In China, the film debuted at No. 1 during its opening weekend, grossing US$40.5 million during its first three days of release. On its second weekend, the film grossed US$49.2 million, remaining at No. 1, and have grossed a total of US$89.7 million by then. The film remained at first place during its third weekend, grossing US$42.5 million, and have accumulated a total gross of US$132.3 million so far. The film stayed at No. 1 again for four consecutive weeks, grossing US$25.1 million during its fourth weekend and have grossed a total of US$157.9 million by then. During its fifth weekend, the film grossed US$19.2, coming in at No. 2 behind new release Free Guy, and have grossed a total of US$177.1 million by then. On its sixth week, the film grossed US$13.1 million, remaining at No. 2, and have grossed a total of US$190.2 million by then. During its seventh week, the film grossed US$10.7 million, coming in at No. 3, and have accumulated a total gross of US$200.9 million by then. On its eighth week, the film grossed US$8.8 million, remaining at No. 3, and have grossed a total of US$209.7 million so far.

===Critical reception===
Matthew Monagle of the Austin Chronicle gave the film 4/5 stars and praises the characterizations and action set pieces Lim Lian-yu of Yahoo! Singapore gave the film a score of 3.5/5 stars, describing the film as "126 minutes worth of explosive action that is bound to entertain and keep your eyes busy." Edmund Lee of the South China Morning Post gave the film a score of 3/5 stars, praising it as "the best that Hong Kong action-film making has to offer", but criticizing its illogical story and crude script.

G. Allen Johnson of the San Francisco Chronicle praises the film's action scenes but criticizes the exposition scenes which drags the film. Cary Darling of the Houston Chronicle praises director Chan's execution of a basic premise and the action choreography as "breathlessly exhilarating." Anna Smith of Deadline Hollywood describes the film as "an accomplished visual feat with detailed fight choreography and strong physical performances", while also noting its underdeveloped characterizations and overuse of flashbacks.

Marc Zirogiannis of Tae Kwon Do Life Magazine wrote, "In Raging Fire, Benny Chan's final directorial work, Yen combines the elements of his persona as an action star and dramatic actor for a successful result. His dramatic engagement equals his action prowess, and these elements combine to make this film superior."

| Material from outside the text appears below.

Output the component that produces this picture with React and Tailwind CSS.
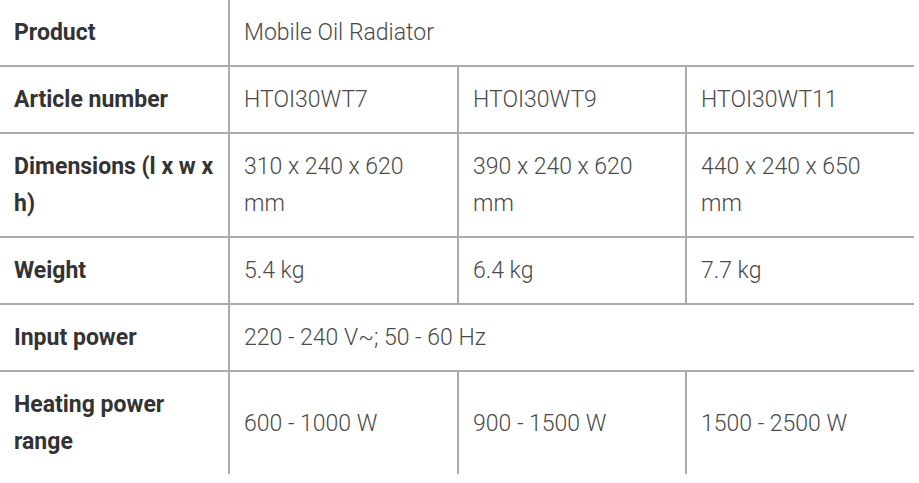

==Awards and nominations==

| Year | Ceremony | Category | Recipient | Results | Ref(s) |
| 2022 | 40th Hong Kong Film Awards | Best Film | Raging Fire | Won |  |
| Best Director | Benny Chan | Won |
| Best Cinematography | Fung Yuen Man | Nominated |
| Best Action Choreography | Donnie Yen, Ku Huen Chiu, Kenji Tanigaki, Li Chung Chi | Won |
| Best Film Editing | Curran Pang | Won |
| Best Sound Design | Lee Yiu Keung George, Yiu Chun Hin, Kaikangwol Rungsakorn, Stan Yau | Nominated |
| Best Visual Effects | Raymond Leung Wai Man, Lim Hung Fung Alex, Diu King Wai, Hung Man Shi Candy | Nominated |
| Best Original Film Song | "Dead Lock", composer: Nicholas Tse | Nominated |

==Spiritual successor==

A spiritual successor to the film was first announced on 14 March 2023 at the Hong Kong International Film & TV Market (FILMART) to be directed by Derek Kwok, with Andy Lau production and starring alongside retiring cast member Nicholas Tse. The film began production in October 2023, with its English title announced as The Unleashed Blaze.